→ **Required task**
In your copy, leave out the pictures; write out all the data exactly.
>> Start
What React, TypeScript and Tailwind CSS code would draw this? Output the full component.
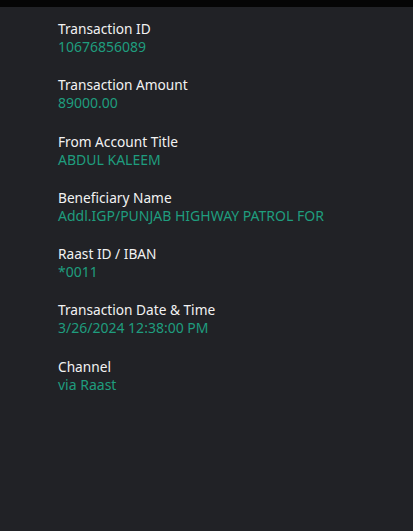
const rows = [
  { label: 'Transaction ID', value: '10676856089' },
  { label: 'Transaction Amount', value: '89000.00' },
  { label: 'From Account Title', value: 'ABDUL KALEEM' },
  { label: 'Beneficiary Name', value: 'Addl.IGP/PUNJAB HIGHWAY PATROL FOR' },
  { label: 'Raast ID / IBAN', value: '*0011' },
  { label: 'Transaction Date & Time', value: '3/26/2024 12:38:00 PM' },
  { label: 'Channel', value: 'via Raast' },
];

export default function App() {
  return (
    <div className="w-[413px] h-[531px] bg-[#212226] flex flex-col font-['Noto_Sans',sans-serif]">
      <div className="h-[7px] bg-[#050505]" />
      <div className="flex flex-col gap-[19.3px] pt-3 pl-[58px]">
        {rows.map((r) => (
          <div key={r.label} className="flex flex-col">
            <span className="text-[13.7px] leading-[19px] text-[#f2f2f2]">{r.label}</span>
            <span className="text-[14px] leading-[18px] text-[#1f9d7e]">{r.value}</span>
          </div>
        ))}
      </div>
    </div>
  );
}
>> End
→ **Solution**
What React, TypeScript and Tailwind CSS code would draw this? Output the full component.
const rows = [
  { label: 'Transaction ID', value: '10676856089' },
  { label: 'Transaction Amount', value: '89000.00' },
  { label: 'From Account Title', value: 'ABDUL KALEEM' },
  { label: 'Beneficiary Name', value: 'Addl.IGP/PUNJAB HIGHWAY PATROL FOR' },
  { label: 'Raast ID / IBAN', value: '*0011' },
  { label: 'Transaction Date & Time', value: '3/26/2024 12:38:00 PM' },
  { label: 'Channel', value: 'via Raast' },
];

export default function App() {
  return (
    <div className="w-[413px] h-[531px] bg-[#212226] flex flex-col font-['Noto_Sans',sans-serif]">
      <div className="h-[7px] bg-[#050505]" />
      <div className="flex flex-col gap-[19.3px] pt-3 pl-[58px]">
        {rows.map((r) => (
          <div key={r.label} className="flex flex-col">
            <span className="text-[13.7px] leading-[19px] text-[#f2f2f2]">{r.label}</span>
            <span className="text-[14px] leading-[18px] text-[#1f9d7e]">{r.value}</span>
          </div>
        ))}
      </div>
    </div>
  );
}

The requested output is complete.